Town officials raised the possibility of giving out voter cards of different colors to distinguish between voters who could vote at both meetings and voters who could vote only at annual town meeting.
Rein said that was too loose a system to be reliable.
“As a person who has worked in a nightclub, you’ve got to clear the house,” Rein said. She didn’t think voters would exchange voter cards with each other but said that “even if that opportunity is there, it puts a cloud over the voting experience.”
Board chair Kristen Reed said she was more “comfortable with taking the criticism of a two-day meeting than the criticism of uncontrollable chaos on the same day, and people passing each other cards of different colors, and people’s patience being stressed.”
Two Warrants
One article on the special town meeting warrant will have to be indefinitely postponed because costs have gone up since October. Article 1, a $1.4-million debt exclusion to finance a new roof and HVAC system at Truro Central School, is no longer sufficient to cover the cost of that project.
Dept. of Public Works Director Jarrod Cabral told the select board that consultants had advised him to plan for a 10-percent increase, requiring a $1.54-million allocation.
A new debt exclusion in that amount will be added to the annual town meeting warrant, and Areson, the select board’s liaison to the school committee, will move indefinite postponement of Article 1 on May 4.
The biggest-ticket item on the special town meeting warrant is the DPW facility upgrade, whose cost estimates have not changed, Cabral told the select board.
The original warrant from last fall had included four different articles connected to that project.
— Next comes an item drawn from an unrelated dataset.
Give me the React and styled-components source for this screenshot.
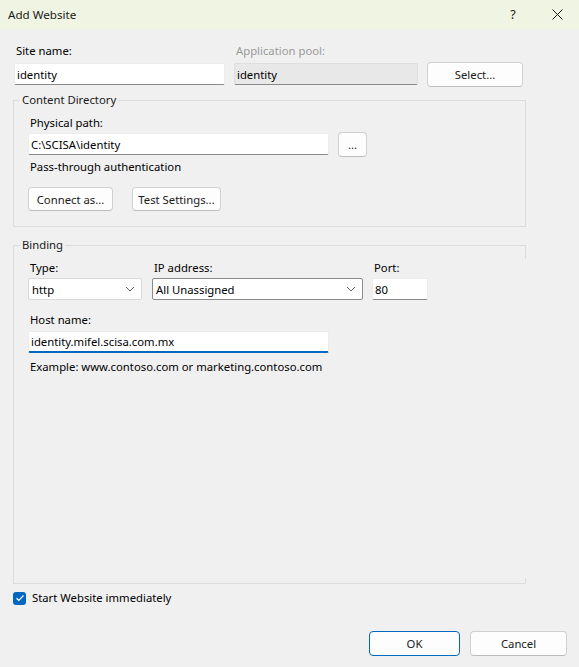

The select board had sponsored Article 3, a $35-million appropriation to fund the entire project, and Article 4, a $3.5-million appropriation that would finance only the engineering and design work. The select board’s Article 2 would authorize the use of a town-owned parcel at 340 Route 6 for the new DPW building, while a petitioned article, numbered Article 14, would require the DPW to remain at its current location and direct the town to pursue the design concept of a self-appointed “DPW Study Group.”
Areson, the only board member who did not endorse the $35-million article last fall, told the board on Feb. 8 that she no longer supports the $3.5-million engineering-only measure.
“We’re at a point now where we don’t want to be doing just a piece of it,” she said.
Areson said she was still worried about the big-ticket article. “I would love nothing better than to give the DPW a $35-million facility,” she said. “My reading of the public and who showed up at town meeting is that I just don’t think it’s going to pass, and I don’t think we should wait until May and have it rejected.”
She said the board should “establish a plan B” by May.
“There was sticker shock with the community center,” Reed said, but after scaling that project back, “now we don’t have a community center that can hold the community.”
Reed said that, while she wanted to find common ground, “I am not in support of not supporting this.” The $35-million proposal “was arrived at thoughtfully, over years of process,” she said.
Board member John Dundas said the DPW “does things and we take it for granted. One of the things that we owe them is a really great place to work, a safe place to work.”
Rein and member Bob Weinstein both said that they would rather do away with the engineering-only article. Keeping it “seems to be a foolish thing because those engineering studies are based on the building that the town has advocated for,” Weinstein said.
The board agreed to work together to conduct outreach and explain their support for the $35-million appropriation in the coming months, in addition to convening a DPW ad hoc committee.
Capacity Issues
“The select board may need to make a decision on whether nonvoters can actually participate in this town meeting based on capacity,” Town Manager Darrin Tangeman said at the work session. He said that between voters and nonvoters, more than 1,000 people could turn out for the two town meetings.
Reed argued for full participation, saying the “huge, ever-growing trust issue in the town” required that everyone be able to attend the meeting.
“I’m not comfortable excluding nonresident taxpayers from the meeting,” Rein said on Feb. 8, citing a much-discussed feeling of disenfranchisement. Nonresidents should be able to have their voices heard, she said.
“There has to be participation,” said Reed. “I’m very uncomfortable with excluding people.”
Both town meetings are set to be held outdoors at the Truro Central School, but parking for that many cars is a problem.
“Location will inform process,” said Tangeman. “There’s a lot that we’re still working through.”